REQUIRED WORK
The listing below begins with the first line you should copy; stop after the line containing "const [range, setRange]", and drop every picture.

↓↓↓

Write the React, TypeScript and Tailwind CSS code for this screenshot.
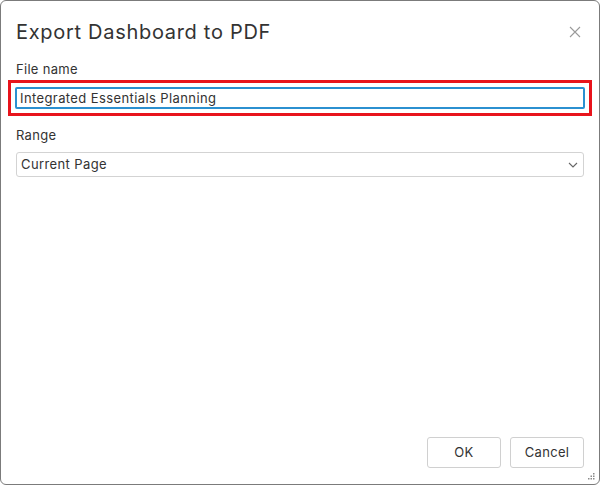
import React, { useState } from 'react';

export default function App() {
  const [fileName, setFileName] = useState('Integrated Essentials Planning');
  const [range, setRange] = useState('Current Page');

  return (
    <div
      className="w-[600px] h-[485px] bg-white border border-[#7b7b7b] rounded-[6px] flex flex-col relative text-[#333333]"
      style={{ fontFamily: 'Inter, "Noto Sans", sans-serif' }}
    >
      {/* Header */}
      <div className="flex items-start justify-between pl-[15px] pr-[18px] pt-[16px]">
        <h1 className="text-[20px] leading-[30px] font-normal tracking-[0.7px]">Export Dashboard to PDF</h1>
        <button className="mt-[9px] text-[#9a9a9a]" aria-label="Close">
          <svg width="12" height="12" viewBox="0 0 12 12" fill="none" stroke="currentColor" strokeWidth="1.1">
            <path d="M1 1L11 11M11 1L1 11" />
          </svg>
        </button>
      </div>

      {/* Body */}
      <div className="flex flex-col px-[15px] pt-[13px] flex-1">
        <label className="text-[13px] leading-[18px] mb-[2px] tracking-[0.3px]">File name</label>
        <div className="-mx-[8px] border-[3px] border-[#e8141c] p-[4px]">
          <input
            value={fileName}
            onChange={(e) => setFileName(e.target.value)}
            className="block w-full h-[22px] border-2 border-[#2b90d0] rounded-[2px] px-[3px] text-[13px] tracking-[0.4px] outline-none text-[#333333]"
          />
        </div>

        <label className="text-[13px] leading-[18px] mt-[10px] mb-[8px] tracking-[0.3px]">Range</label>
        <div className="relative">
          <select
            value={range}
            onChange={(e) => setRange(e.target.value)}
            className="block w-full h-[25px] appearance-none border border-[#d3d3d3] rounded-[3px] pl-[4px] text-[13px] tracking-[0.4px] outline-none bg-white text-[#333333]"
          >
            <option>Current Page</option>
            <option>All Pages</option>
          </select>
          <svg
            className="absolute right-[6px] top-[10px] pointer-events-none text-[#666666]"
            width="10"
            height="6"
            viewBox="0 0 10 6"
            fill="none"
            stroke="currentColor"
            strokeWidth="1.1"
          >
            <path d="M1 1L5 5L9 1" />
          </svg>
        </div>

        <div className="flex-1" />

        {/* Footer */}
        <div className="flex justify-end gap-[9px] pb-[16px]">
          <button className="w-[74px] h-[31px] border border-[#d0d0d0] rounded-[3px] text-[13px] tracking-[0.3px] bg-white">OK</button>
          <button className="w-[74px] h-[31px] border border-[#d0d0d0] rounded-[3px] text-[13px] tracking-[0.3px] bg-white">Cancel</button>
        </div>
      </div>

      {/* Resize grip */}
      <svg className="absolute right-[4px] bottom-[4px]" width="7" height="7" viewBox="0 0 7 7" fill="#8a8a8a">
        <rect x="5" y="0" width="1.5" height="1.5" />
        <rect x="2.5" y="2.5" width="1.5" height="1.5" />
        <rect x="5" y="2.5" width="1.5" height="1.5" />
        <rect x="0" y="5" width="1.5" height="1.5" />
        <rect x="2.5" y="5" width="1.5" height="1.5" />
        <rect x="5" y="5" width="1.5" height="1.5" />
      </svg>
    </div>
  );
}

↑↑↑

THE REPLY
Write the React, TypeScript and Tailwind CSS code for this screenshot.
import React, { useState } from 'react';

export default function App() {
  const [fileName, setFileName] = useState('Integrated Essentials Planning');
  const [range, setRange] = useState('Current Page');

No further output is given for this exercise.